EXERCISE OBJECTIVE -
Within the listing below, locate all lines containing the word "React". Copy each one.

SUPPLIED INFORMATION -

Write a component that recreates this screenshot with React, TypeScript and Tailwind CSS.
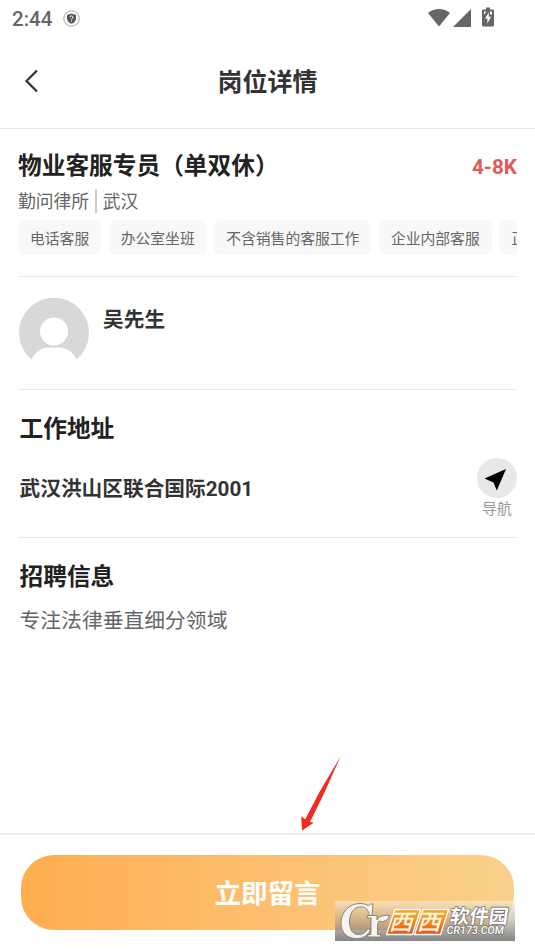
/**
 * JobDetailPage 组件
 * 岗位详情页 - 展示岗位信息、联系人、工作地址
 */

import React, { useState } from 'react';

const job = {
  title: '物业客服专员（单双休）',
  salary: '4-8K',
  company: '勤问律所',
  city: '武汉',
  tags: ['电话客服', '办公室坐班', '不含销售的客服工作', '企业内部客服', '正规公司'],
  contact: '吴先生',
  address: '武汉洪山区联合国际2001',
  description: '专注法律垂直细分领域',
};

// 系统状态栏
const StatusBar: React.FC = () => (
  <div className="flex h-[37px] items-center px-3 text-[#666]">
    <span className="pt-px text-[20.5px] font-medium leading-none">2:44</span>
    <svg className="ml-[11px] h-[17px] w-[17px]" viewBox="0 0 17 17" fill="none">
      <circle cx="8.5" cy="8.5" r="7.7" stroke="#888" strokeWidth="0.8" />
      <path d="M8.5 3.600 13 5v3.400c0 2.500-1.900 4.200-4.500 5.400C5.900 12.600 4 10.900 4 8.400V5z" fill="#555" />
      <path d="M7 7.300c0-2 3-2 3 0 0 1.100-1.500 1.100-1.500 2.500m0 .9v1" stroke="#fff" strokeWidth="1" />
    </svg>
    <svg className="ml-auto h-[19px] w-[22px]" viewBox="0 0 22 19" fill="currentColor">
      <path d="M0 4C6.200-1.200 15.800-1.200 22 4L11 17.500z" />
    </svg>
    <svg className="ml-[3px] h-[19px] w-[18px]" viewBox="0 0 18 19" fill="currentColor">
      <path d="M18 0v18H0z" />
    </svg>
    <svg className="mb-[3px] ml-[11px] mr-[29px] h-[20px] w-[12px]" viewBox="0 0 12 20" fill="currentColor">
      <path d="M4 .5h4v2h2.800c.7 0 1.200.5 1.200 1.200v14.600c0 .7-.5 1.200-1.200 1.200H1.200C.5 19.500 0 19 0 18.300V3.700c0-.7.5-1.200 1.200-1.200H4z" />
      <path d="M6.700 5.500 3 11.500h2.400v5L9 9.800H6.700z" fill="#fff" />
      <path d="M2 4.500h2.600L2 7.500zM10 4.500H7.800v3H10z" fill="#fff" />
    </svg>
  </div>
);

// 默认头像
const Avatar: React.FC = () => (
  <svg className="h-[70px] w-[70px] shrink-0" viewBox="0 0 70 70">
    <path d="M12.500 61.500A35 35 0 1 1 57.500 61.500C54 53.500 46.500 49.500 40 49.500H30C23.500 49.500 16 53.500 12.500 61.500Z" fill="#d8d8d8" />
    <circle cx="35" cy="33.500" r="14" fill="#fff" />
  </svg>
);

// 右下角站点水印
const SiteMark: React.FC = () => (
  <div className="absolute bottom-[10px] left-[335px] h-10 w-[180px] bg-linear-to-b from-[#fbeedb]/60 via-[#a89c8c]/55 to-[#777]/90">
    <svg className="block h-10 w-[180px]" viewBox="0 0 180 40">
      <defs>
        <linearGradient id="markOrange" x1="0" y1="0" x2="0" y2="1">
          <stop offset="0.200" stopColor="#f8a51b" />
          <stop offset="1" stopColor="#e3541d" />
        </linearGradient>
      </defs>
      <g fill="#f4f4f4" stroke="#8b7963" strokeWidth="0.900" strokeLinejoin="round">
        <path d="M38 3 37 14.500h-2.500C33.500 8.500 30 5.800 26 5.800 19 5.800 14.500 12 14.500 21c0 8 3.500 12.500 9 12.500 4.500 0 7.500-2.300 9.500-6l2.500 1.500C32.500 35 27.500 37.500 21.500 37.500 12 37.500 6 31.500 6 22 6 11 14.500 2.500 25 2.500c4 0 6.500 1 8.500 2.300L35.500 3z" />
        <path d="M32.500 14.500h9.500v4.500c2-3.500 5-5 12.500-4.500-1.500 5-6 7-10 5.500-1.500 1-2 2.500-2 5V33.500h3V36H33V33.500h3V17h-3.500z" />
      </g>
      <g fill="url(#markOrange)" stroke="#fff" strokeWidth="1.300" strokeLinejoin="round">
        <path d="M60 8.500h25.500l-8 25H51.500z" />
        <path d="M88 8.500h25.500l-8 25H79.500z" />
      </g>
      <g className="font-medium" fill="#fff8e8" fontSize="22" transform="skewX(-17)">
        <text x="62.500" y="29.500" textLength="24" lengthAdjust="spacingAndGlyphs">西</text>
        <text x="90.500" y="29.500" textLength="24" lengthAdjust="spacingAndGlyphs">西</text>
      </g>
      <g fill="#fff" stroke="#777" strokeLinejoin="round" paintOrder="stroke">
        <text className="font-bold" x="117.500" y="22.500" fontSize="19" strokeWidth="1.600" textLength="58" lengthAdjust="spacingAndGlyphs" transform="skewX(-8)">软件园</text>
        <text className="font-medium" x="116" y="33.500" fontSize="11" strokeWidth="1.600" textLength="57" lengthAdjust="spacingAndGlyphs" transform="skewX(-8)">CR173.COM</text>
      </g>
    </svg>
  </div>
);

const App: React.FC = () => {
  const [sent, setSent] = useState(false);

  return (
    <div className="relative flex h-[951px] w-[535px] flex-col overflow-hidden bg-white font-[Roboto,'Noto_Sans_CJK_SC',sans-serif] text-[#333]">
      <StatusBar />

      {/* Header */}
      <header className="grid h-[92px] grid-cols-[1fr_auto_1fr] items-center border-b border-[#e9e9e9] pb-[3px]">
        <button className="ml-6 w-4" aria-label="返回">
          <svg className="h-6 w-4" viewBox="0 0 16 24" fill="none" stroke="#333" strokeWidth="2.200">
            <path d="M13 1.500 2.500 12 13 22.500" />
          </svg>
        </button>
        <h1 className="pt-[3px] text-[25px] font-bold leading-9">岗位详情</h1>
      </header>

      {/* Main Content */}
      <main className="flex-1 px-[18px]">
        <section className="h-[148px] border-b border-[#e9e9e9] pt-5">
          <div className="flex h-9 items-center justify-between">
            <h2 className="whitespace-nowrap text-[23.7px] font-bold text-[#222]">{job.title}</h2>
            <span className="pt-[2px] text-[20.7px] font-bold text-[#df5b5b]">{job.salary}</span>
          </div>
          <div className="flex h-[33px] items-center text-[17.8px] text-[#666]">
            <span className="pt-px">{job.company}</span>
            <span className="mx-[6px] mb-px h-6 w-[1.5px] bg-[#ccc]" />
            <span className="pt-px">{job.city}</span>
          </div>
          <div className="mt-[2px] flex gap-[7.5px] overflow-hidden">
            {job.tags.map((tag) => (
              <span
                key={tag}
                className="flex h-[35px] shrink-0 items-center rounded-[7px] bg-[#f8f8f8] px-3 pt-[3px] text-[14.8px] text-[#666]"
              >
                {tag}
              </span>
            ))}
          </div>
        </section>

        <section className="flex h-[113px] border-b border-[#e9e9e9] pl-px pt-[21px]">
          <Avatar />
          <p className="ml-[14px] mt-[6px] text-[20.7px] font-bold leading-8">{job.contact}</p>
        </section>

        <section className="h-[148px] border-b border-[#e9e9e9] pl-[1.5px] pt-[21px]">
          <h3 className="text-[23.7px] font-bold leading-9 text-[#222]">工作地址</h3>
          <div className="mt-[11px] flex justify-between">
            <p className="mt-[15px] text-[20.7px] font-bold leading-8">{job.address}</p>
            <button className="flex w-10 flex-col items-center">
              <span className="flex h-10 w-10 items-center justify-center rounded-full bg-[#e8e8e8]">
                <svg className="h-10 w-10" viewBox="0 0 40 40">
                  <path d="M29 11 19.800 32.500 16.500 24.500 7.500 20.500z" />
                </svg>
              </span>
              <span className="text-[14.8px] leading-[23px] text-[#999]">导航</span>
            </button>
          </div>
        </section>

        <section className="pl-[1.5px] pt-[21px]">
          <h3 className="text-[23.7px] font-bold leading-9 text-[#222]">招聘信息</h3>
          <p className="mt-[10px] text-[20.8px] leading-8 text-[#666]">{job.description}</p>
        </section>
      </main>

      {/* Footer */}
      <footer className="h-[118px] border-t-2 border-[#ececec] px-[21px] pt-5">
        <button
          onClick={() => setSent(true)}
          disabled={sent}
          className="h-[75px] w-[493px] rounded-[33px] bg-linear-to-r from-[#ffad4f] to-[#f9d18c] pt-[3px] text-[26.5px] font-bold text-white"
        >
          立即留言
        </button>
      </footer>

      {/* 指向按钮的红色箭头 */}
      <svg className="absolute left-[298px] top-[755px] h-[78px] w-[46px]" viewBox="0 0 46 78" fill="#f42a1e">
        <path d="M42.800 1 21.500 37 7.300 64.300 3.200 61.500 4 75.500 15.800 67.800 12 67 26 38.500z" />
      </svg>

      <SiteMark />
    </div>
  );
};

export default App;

RESPONSE TO THE EXERCISE -
Write a component that recreates this screenshot with React, TypeScript and Tailwind CSS.
import React, { useState } from 'react';
const StatusBar: React.FC = () => (
const Avatar: React.FC = () => (
const SiteMark: React.FC = () => (
const App: React.FC = () => {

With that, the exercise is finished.